-- Start Dataset extract --
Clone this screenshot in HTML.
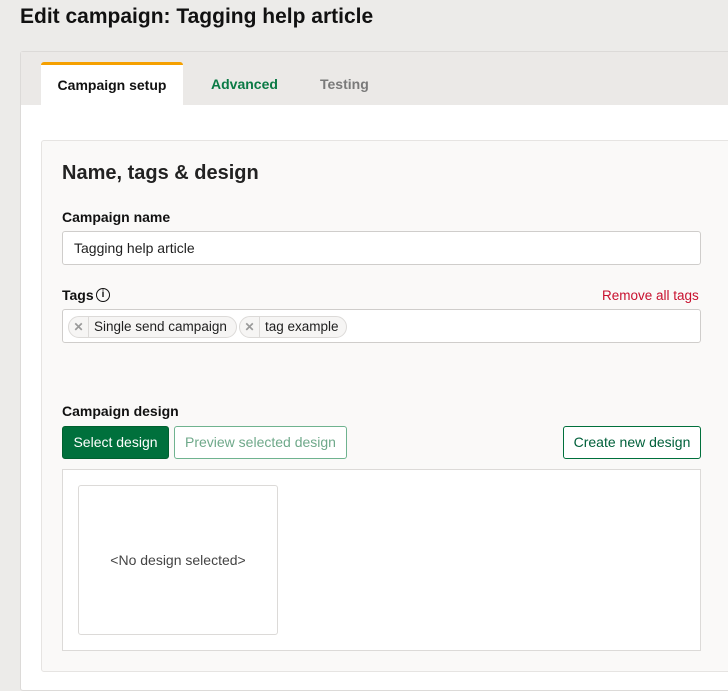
<!DOCTYPE html>
<html><head><style>
*{box-sizing:border-box;margin:0;padding:0}
body{width:728px;height:675px;overflow:hidden;background:#ecebe9;font-family:"Liberation Sans",Arial,sans-serif;color:#1f1f1f;position:relative}
.abs{position:absolute}
h1{position:absolute;left:20px;top:5px;font-size:21px;font-weight:bold;color:#111}
.panel{left:20px;top:51px;width:720px;height:640px;background:#fff;border:1px solid #dcdad8;border-radius:3px}
.tabbar{left:21px;top:52px;width:720px;height:53px;background:#ebe9e7}
.tab{top:62px;height:43px;font-size:14px;font-weight:bold;line-height:45px}
.card{left:41px;top:140px;width:700px;height:532px;background:#faf9f8;border:1px solid #e6e4e2;border-radius:3px}
.lbl{font-size:14px;font-weight:bold;color:#111}
.inp{background:#fff;border:1px solid #cfcdcb;border-radius:3px;left:62px;width:639px;height:34px}
.tag{top:316px;height:22px;border:1px solid #dcdad8;border-radius:11px;background:#f6f5f4;font-size:14px;line-height:20px;display:flex;white-space:nowrap}
.tag .x{width:20px;flex:none;border-right:1px solid #dcdad8;text-align:center;color:#999;font-size:12px;font-weight:bold}
.tag .t{padding:0 6px 0 5px}
.btn{top:426px;height:33px;border-radius:3px;font-size:14px;line-height:31px;text-align:center;white-space:nowrap}
</style></head><body>
<h1>Edit campaign: Tagging help article</h1>
<div class="abs panel"></div>
<div class="abs tabbar"></div>
<div class="abs tab" style="left:41px;width:142px;background:#fff;border-top:3px solid #f5a000;border-radius:3px 3px 0 0;text-align:center;line-height:40px;color:#111">Campaign setup</div>
<div class="abs tab" style="left:211px;color:#0b7a45">Advanced</div>
<div class="abs tab" style="left:320px;color:#7a7a7a">Testing</div>
<div class="abs card"></div>
<div class="abs" style="left:62px;top:162px;font-size:20px;font-weight:bold;color:#222">Name, tags &amp; design</div>
<div class="abs lbl" style="left:62px;top:209px">Campaign name</div>
<div class="abs inp" style="top:231px;font-size:14px;line-height:32px;padding-left:11px">Tagging help article</div>
<div class="abs lbl" style="left:62px;top:287px">Tags</div>
<div class="abs" style="left:96px;top:288px;width:14px;height:14px;border:1.5px solid #111;border-radius:50%;font-size:10px;line-height:11px;text-align:center;font-weight:bold;color:#111">i</div>
<div class="abs" style="left:602px;top:288px;font-size:13.5px;color:#c8102e;white-space:nowrap">Remove all tags</div>
<div class="abs inp" style="top:309px"></div>
<div class="abs tag" style="left:68px;width:169px;font-size:13.5px"><span class="x">✕</span><span class="t">Single send campaign</span></div>
<div class="abs tag" style="left:239px;width:108px;font-size:13.5px"><span class="x">✕</span><span class="t">tag example</span></div>
<div class="abs lbl" style="left:62px;top:403px">Campaign design</div>
<div class="abs btn" style="left:62px;width:107px;background:#00703c;color:#fff;border:1px solid #00602f">Select design</div>
<div class="abs btn" style="left:174px;width:173px;border:1px solid #6fb38f;color:#6fa98a;background:#fff">Preview selected design</div>
<div class="abs btn" style="left:563px;width:138px;border:1px solid #00703c;color:#00603a;background:#fff">Create new design</div>
<div class="abs" style="left:62px;top:469px;width:639px;height:182px;background:#fff;border:1px solid #dcdad8"></div>
<div class="abs" style="left:78px;top:485px;width:200px;height:150px;background:#fff;border:1px solid #dcdad8;border-radius:3px;font-size:14px;color:#444;text-align:center;line-height:148px">&lt;No design selected&gt;</div>
</body></html>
-- End Dataset extract --
Task details
Would you set down the listing exactly, omitting pictures?

Exercise answer
Clone this screenshot in HTML.
<!DOCTYPE html>
<html><head><style>
*{box-sizing:border-box;margin:0;padding:0}
body{width:728px;height:675px;overflow:hidden;background:#ecebe9;font-family:"Liberation Sans",Arial,sans-serif;color:#1f1f1f;position:relative}
.abs{position:absolute}
h1{position:absolute;left:20px;top:5px;font-size:21px;font-weight:bold;color:#111}
.panel{left:20px;top:51px;width:720px;height:640px;background:#fff;border:1px solid #dcdad8;border-radius:3px}
.tabbar{left:21px;top:52px;width:720px;height:53px;background:#ebe9e7}
.tab{top:62px;height:43px;font-size:14px;font-weight:bold;line-height:45px}
.card{left:41px;top:140px;width:700px;height:532px;background:#faf9f8;border:1px solid #e6e4e2;border-radius:3px}
.lbl{font-size:14px;font-weight:bold;color:#111}
.inp{background:#fff;border:1px solid #cfcdcb;border-radius:3px;left:62px;width:639px;height:34px}
.tag{top:316px;height:22px;border:1px solid #dcdad8;border-radius:11px;background:#f6f5f4;font-size:14px;line-height:20px;display:flex;white-space:nowrap}
.tag .x{width:20px;flex:none;border-right:1px solid #dcdad8;text-align:center;color:#999;font-size:12px;font-weight:bold}
.tag .t{padding:0 6px 0 5px}
.btn{top:426px;height:33px;border-radius:3px;font-size:14px;line-height:31px;text-align:center;white-space:nowrap}
</style></head><body>
<h1>Edit campaign: Tagging help article</h1>
<div class="abs panel"></div>
<div class="abs tabbar"></div>
<div class="abs tab" style="left:41px;width:142px;background:#fff;border-top:3px solid #f5a000;border-radius:3px 3px 0 0;text-align:center;line-height:40px;color:#111">Campaign setup</div>
<div class="abs tab" style="left:211px;color:#0b7a45">Advanced</div>
<div class="abs tab" style="left:320px;color:#7a7a7a">Testing</div>
<div class="abs card"></div>
<div class="abs" style="left:62px;top:162px;font-size:20px;font-weight:bold;color:#222">Name, tags &amp; design</div>
<div class="abs lbl" style="left:62px;top:209px">Campaign name</div>
<div class="abs inp" style="top:231px;font-size:14px;line-height:32px;padding-left:11px">Tagging help article</div>
<div class="abs lbl" style="left:62px;top:287px">Tags</div>
<div class="abs" style="left:96px;top:288px;width:14px;height:14px;border:1.5px solid #111;border-radius:50%;font-size:10px;line-height:11px;text-align:center;font-weight:bold;color:#111">i</div>
<div class="abs" style="left:602px;top:288px;font-size:13.5px;color:#c8102e;white-space:nowrap">Remove all tags</div>
<div class="abs inp" style="top:309px"></div>
<div class="abs tag" style="left:68px;width:169px;font-size:13.5px"><span class="x">✕</span><span class="t">Single send campaign</span></div>
<div class="abs tag" style="left:239px;width:108px;font-size:13.5px"><span class="x">✕</span><span class="t">tag example</span></div>
<div class="abs lbl" style="left:62px;top:403px">Campaign design</div>
<div class="abs btn" style="left:62px;width:107px;background:#00703c;color:#fff;border:1px solid #00602f">Select design</div>
<div class="abs btn" style="left:174px;width:173px;border:1px solid #6fb38f;color:#6fa98a;background:#fff">Preview selected design</div>
<div class="abs btn" style="left:563px;width:138px;border:1px solid #00703c;color:#00603a;background:#fff">Create new design</div>
<div class="abs" style="left:62px;top:469px;width:639px;height:182px;background:#fff;border:1px solid #dcdad8"></div>
<div class="abs" style="left:78px;top:485px;width:200px;height:150px;background:#fff;border:1px solid #dcdad8;border-radius:3px;font-size:14px;color:#444;text-align:center;line-height:148px">&lt;No design selected&gt;</div>
</body></html>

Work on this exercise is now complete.